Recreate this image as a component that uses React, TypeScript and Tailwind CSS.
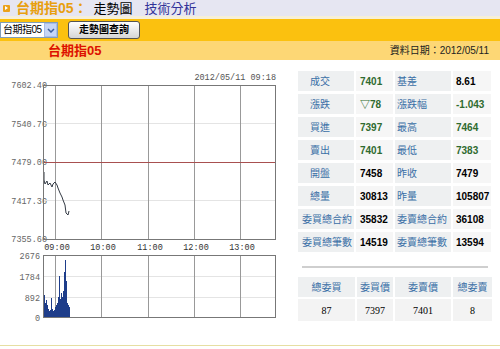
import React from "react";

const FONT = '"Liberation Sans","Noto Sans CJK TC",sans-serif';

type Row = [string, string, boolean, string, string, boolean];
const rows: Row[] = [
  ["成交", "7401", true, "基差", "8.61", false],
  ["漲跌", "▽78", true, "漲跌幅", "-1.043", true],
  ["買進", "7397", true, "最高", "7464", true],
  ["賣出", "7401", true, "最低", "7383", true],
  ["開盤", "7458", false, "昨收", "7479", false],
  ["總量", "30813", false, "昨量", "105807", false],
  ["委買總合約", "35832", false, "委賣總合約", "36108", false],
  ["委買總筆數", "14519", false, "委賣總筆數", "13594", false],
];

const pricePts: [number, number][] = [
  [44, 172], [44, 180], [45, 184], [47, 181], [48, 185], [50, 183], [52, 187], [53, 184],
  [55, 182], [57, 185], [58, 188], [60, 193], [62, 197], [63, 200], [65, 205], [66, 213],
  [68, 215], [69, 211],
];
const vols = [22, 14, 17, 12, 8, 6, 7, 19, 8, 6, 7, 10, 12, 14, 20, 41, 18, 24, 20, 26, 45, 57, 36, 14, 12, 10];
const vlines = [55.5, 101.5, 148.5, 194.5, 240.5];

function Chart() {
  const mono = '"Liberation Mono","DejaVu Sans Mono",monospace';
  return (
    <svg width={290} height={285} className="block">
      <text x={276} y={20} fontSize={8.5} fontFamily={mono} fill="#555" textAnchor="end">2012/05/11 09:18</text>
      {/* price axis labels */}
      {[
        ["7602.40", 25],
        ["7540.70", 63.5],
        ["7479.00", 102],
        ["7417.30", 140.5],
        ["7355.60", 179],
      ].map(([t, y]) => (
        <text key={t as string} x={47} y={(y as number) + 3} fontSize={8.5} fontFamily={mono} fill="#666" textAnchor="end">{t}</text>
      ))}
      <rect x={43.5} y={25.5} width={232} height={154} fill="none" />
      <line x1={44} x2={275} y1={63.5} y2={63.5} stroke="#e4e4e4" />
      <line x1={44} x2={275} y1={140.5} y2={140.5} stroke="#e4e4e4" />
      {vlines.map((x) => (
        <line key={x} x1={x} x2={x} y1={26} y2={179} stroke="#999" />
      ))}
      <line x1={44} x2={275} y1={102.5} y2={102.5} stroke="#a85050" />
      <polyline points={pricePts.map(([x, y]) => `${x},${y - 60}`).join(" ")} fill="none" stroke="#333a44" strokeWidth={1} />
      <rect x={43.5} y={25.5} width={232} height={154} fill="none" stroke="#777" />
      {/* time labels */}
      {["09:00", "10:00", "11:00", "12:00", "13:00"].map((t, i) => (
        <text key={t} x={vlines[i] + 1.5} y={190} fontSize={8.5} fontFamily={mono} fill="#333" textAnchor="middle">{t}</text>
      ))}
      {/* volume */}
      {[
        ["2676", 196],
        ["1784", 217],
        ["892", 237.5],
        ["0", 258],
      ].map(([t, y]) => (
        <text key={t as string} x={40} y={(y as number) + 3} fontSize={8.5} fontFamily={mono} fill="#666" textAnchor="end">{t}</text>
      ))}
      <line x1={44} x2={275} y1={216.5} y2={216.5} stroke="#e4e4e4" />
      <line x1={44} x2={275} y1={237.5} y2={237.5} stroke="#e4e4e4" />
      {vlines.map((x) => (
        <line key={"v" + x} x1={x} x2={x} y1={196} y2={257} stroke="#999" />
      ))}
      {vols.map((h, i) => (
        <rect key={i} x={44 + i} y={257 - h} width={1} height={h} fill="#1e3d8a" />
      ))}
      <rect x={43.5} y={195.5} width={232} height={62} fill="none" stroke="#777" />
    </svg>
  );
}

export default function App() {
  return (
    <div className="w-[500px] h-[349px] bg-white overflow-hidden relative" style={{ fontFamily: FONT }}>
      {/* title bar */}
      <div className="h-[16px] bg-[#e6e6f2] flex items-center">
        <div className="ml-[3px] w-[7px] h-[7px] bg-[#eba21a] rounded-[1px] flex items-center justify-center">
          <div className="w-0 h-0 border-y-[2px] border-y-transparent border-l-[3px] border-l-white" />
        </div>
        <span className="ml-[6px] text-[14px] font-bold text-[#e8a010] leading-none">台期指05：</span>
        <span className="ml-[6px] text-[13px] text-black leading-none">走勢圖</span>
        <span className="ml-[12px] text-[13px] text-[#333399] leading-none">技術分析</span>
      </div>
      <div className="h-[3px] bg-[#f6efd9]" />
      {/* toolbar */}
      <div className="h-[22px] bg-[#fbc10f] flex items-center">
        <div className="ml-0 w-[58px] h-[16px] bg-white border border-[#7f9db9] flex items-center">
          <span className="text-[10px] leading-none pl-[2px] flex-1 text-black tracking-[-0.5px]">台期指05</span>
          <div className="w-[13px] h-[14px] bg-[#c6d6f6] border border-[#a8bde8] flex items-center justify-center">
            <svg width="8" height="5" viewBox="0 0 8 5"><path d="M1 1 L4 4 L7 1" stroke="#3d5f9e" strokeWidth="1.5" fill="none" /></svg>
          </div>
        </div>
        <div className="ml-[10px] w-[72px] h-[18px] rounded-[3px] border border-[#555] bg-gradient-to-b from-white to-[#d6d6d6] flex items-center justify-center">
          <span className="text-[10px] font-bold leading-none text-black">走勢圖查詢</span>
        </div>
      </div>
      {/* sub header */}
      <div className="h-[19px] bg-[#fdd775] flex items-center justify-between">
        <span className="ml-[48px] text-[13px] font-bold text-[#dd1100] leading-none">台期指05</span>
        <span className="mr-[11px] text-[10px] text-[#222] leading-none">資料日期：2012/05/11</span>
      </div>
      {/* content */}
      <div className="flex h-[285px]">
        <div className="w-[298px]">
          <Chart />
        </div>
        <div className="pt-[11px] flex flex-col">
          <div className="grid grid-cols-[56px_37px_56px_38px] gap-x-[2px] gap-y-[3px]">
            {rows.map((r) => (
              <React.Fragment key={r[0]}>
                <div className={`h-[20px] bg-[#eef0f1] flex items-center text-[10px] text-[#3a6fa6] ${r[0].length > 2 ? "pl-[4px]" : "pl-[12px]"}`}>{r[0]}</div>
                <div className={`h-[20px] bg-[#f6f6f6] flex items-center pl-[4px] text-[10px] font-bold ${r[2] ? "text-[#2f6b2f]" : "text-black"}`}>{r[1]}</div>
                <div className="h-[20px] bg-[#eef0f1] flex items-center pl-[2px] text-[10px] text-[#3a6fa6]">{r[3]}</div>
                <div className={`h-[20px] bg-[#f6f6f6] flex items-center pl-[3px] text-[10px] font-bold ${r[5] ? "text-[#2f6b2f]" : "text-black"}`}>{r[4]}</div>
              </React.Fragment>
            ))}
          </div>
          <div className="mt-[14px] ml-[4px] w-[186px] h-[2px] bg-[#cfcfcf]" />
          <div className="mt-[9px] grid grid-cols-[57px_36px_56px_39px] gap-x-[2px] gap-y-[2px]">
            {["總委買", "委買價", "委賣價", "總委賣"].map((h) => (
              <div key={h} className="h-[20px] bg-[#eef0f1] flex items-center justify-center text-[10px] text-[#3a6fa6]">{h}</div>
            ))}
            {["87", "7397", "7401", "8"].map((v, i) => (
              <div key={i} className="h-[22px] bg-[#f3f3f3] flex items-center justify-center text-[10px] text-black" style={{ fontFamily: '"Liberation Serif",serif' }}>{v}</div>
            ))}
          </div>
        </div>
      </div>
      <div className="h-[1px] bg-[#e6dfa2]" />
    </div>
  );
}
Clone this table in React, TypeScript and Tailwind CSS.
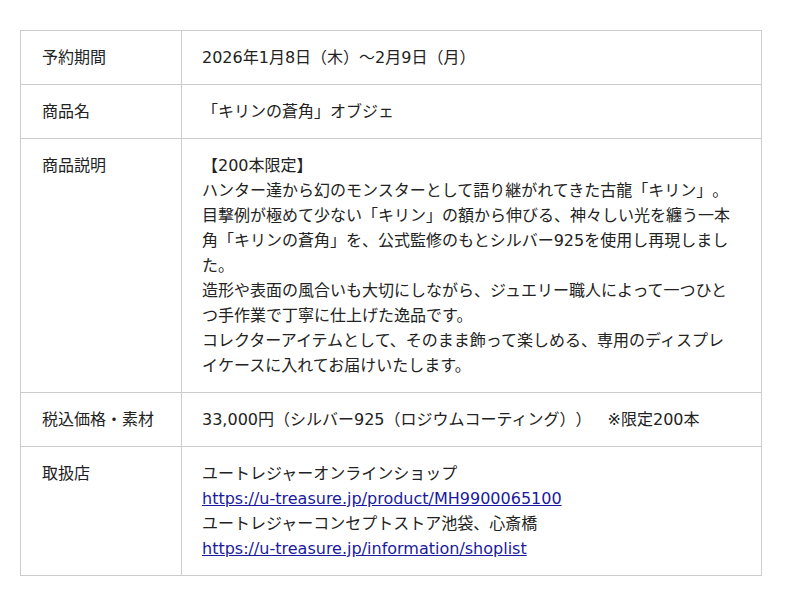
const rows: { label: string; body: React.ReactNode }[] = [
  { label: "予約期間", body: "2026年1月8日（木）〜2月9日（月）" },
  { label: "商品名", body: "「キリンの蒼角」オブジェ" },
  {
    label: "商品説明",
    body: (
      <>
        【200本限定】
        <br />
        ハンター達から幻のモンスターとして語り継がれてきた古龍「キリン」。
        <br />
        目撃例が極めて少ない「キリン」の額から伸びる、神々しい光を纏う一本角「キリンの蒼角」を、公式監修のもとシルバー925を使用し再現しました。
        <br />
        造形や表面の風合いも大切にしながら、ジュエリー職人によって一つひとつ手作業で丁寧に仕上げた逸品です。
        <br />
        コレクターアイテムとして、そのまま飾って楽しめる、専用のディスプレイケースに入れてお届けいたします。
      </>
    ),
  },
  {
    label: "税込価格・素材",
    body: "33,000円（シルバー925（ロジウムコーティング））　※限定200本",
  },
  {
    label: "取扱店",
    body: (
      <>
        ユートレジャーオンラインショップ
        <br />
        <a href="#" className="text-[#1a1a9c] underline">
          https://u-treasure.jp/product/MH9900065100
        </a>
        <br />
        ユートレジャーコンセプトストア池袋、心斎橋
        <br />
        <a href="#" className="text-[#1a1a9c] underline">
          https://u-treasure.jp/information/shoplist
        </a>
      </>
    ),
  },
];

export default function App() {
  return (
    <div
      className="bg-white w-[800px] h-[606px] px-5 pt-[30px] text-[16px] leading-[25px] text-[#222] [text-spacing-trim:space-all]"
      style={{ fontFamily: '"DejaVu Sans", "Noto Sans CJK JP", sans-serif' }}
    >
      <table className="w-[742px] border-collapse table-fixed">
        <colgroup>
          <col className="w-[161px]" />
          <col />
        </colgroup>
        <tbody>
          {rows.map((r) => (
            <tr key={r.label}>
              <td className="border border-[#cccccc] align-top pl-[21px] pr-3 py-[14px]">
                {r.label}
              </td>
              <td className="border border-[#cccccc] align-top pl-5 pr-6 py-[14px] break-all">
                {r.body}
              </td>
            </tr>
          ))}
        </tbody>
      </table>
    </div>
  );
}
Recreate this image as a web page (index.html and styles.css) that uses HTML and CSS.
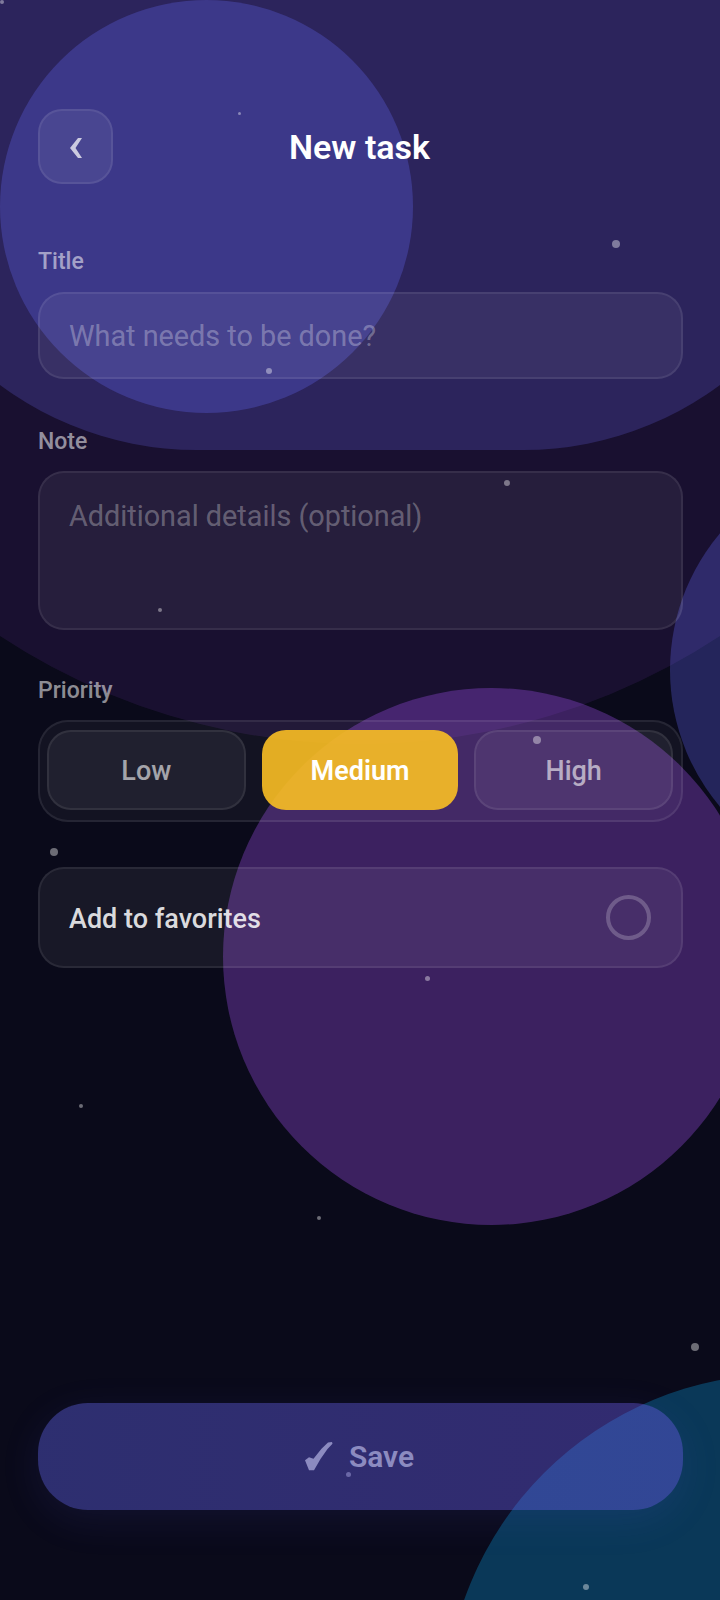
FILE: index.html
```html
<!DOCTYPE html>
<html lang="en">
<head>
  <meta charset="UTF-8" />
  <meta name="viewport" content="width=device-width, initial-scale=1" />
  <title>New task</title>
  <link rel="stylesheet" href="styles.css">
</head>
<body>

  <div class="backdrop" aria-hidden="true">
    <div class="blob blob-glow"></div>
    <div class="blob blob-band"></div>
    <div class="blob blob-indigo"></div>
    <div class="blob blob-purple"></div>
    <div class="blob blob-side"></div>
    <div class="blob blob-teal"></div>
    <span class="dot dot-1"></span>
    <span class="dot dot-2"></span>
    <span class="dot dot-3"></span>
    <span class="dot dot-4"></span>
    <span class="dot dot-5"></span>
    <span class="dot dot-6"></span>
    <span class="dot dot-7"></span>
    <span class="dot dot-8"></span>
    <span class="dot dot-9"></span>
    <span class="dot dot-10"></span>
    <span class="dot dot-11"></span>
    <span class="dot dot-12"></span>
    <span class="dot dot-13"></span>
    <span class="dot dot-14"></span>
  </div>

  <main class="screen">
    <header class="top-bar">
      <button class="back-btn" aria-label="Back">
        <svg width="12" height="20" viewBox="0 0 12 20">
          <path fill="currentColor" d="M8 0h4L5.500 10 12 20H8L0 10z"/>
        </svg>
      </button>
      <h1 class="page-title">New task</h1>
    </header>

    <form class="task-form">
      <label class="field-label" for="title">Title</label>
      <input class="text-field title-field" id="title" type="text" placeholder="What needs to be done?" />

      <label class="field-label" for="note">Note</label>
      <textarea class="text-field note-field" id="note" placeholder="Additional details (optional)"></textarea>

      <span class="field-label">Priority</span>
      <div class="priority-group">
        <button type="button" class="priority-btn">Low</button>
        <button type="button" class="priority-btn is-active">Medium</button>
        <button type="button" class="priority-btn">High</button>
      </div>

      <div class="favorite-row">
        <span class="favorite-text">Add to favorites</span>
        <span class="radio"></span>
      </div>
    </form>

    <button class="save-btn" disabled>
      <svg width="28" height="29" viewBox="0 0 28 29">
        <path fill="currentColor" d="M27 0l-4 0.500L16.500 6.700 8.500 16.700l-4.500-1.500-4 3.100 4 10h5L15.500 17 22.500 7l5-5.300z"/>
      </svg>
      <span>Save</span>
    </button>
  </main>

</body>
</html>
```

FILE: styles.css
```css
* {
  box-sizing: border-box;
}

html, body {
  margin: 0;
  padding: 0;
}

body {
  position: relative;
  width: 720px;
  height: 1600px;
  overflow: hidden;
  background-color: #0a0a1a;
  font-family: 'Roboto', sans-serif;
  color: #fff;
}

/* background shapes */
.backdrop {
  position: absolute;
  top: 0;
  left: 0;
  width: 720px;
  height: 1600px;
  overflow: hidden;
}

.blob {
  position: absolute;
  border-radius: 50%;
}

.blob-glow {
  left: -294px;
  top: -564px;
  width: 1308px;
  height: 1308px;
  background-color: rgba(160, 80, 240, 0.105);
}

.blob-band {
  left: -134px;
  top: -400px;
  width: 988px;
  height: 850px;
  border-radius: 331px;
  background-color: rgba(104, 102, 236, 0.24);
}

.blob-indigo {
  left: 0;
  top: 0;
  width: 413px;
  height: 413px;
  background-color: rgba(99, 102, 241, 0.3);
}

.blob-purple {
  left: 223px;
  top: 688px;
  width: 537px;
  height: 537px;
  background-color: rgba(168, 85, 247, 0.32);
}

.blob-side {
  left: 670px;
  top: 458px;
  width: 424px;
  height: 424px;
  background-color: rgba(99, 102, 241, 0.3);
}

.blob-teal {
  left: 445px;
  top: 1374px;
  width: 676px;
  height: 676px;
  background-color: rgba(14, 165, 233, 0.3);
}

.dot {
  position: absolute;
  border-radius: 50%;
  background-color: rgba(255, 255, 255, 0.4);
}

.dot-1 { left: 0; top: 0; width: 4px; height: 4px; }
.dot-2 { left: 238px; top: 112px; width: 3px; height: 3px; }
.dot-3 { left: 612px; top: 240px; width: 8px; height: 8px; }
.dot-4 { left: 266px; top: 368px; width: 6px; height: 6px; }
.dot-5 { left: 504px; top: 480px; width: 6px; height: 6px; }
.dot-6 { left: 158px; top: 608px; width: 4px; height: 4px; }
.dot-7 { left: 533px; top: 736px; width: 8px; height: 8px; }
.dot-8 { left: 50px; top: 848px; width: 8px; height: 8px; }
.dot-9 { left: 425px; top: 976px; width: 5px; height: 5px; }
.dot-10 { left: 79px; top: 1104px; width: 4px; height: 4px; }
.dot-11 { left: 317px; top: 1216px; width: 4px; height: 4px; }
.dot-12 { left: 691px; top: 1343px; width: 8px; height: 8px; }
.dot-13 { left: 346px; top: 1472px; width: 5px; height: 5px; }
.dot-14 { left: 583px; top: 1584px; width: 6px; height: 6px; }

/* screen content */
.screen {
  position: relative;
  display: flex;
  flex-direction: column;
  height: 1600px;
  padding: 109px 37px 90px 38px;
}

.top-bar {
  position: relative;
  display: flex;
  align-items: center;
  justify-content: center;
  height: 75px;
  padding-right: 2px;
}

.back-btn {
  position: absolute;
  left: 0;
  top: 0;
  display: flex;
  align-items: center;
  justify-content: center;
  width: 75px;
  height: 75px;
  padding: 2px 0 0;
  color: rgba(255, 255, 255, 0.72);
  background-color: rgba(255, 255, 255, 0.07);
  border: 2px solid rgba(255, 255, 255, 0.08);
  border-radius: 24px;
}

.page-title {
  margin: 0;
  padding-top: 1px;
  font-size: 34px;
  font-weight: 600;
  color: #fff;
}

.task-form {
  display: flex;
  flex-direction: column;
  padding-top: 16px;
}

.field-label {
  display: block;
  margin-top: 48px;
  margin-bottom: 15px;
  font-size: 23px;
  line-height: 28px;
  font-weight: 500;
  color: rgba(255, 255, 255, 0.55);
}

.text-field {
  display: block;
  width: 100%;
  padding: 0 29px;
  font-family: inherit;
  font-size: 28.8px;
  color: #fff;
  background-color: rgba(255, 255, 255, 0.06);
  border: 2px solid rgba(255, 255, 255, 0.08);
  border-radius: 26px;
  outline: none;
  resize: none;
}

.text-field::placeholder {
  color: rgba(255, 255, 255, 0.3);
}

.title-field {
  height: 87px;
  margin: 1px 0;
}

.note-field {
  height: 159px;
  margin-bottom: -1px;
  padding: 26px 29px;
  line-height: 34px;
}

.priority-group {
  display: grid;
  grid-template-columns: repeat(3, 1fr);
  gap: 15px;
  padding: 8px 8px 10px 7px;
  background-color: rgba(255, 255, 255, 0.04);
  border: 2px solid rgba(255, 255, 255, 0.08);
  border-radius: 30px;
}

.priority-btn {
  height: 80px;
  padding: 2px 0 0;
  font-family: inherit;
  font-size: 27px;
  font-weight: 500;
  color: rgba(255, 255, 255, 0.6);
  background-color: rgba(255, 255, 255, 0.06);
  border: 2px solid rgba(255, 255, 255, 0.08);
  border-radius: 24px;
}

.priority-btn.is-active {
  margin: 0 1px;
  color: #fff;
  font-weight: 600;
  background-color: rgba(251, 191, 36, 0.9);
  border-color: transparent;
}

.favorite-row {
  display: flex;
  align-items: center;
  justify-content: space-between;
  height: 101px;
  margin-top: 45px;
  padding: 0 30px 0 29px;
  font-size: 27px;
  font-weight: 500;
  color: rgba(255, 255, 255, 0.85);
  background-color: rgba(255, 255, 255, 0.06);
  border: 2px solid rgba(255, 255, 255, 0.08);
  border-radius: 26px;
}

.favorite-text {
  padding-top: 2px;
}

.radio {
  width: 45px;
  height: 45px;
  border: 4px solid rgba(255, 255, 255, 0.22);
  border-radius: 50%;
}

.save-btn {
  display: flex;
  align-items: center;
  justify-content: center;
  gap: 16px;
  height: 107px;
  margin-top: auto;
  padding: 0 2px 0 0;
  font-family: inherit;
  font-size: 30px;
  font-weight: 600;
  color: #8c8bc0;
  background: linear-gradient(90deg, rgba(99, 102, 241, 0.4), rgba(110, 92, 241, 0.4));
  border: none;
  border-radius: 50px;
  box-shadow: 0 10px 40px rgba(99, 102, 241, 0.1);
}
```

▶ _What to work on_
Every line that holds the word "React" counts once; state the total number of such lines and nothing else.

▶ _Completed exercise_
6